→ Written problem:
Wherever a line in the data below holds "React", copy that line.

→ Dataset rows:
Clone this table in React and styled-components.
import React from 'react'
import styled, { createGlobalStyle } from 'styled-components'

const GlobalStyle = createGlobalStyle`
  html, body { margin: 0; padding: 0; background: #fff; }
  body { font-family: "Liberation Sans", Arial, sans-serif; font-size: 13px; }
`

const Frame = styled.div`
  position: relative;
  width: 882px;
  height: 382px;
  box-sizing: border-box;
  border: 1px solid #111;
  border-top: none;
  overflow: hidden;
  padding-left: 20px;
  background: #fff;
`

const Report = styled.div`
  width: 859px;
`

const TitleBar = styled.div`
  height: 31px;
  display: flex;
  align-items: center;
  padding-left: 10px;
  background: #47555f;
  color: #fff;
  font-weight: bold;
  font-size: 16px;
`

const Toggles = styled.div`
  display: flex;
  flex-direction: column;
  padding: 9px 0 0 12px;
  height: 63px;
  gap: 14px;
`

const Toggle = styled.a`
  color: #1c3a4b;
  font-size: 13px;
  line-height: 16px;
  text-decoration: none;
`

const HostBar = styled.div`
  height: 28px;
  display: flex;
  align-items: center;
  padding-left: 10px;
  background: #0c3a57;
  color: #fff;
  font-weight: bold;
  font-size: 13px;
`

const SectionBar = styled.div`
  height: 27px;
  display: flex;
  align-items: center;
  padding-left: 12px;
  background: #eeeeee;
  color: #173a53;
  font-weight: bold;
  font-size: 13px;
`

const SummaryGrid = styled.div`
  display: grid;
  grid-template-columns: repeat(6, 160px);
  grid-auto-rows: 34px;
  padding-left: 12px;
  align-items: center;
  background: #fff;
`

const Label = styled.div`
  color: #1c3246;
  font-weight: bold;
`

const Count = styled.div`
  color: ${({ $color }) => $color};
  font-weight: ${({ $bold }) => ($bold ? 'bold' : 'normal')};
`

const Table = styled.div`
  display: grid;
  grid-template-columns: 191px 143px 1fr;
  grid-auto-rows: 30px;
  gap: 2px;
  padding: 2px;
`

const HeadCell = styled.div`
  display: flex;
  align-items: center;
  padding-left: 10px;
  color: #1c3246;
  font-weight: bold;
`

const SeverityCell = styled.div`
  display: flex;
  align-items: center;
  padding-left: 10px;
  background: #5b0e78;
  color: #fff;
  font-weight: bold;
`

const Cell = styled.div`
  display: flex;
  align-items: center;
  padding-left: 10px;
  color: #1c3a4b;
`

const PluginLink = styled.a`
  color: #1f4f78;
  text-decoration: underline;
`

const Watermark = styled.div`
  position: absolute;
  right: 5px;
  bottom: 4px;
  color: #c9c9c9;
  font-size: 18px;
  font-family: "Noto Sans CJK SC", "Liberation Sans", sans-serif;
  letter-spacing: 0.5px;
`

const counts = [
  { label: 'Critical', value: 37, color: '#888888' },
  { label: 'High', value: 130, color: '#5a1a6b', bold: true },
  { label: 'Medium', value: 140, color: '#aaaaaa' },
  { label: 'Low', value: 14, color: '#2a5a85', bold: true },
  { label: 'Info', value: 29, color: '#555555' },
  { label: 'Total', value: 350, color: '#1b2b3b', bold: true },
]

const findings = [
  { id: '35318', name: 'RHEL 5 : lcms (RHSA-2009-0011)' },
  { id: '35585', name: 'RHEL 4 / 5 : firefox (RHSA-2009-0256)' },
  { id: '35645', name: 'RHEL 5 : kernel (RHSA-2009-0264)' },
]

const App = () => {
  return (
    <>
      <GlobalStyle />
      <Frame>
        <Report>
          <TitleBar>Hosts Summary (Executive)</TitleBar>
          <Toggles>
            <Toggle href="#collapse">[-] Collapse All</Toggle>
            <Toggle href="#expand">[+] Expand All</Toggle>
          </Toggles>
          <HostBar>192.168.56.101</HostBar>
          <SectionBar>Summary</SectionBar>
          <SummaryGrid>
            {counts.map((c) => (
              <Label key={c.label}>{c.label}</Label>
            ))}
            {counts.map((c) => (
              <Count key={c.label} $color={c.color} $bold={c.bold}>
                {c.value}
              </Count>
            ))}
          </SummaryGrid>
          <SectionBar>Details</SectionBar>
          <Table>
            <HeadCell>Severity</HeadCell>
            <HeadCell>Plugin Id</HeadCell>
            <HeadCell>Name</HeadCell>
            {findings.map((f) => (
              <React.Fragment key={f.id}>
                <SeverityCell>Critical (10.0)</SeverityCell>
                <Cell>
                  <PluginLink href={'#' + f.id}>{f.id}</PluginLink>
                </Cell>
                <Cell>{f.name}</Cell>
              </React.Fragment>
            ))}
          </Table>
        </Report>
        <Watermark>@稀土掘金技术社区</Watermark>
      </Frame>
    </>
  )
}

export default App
==
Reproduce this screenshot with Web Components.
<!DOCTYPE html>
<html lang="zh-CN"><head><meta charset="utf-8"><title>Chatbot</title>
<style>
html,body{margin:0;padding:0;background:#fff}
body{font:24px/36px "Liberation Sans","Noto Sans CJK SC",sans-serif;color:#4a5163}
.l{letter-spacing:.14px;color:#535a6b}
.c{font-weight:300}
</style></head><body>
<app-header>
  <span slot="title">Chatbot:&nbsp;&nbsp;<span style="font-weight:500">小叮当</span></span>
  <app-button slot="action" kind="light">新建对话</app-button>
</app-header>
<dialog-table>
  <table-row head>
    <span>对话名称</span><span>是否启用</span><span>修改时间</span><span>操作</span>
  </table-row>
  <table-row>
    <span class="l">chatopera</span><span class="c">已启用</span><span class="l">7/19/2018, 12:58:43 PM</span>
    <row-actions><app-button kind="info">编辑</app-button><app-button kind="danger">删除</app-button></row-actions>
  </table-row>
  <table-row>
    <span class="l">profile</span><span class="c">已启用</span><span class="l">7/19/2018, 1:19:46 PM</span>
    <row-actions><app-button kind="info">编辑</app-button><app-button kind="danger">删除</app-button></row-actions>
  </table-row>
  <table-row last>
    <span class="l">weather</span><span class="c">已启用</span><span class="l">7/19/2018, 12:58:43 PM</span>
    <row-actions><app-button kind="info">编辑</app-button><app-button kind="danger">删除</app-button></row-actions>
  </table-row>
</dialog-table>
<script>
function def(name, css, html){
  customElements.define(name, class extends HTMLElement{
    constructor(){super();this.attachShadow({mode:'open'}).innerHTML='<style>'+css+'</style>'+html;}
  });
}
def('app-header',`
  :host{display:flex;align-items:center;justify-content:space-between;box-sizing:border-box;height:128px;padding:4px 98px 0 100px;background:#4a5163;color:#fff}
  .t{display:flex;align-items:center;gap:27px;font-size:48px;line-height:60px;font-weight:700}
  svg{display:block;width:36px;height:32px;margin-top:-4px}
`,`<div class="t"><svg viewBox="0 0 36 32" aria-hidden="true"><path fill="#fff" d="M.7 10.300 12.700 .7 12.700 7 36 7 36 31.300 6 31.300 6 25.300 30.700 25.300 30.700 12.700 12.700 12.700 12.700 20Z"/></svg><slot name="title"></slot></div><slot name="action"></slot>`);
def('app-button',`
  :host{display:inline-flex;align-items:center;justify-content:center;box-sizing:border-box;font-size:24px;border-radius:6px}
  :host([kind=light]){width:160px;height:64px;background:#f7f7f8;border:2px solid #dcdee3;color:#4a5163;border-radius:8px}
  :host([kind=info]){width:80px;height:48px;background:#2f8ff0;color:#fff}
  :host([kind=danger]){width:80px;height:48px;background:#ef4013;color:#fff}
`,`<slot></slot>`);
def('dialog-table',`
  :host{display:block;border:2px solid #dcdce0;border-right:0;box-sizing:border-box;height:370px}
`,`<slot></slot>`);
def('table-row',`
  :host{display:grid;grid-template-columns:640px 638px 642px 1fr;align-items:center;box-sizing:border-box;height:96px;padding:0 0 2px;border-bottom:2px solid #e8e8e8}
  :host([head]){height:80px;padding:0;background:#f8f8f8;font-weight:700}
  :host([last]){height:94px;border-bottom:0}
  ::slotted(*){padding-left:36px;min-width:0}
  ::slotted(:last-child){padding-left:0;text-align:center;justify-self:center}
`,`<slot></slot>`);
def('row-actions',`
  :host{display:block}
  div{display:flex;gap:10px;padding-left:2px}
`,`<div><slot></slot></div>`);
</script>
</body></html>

→ Solution below:
Clone this table in React and styled-components.
import React from 'react'
              <React.Fragment key={f.id}>
              </React.Fragment>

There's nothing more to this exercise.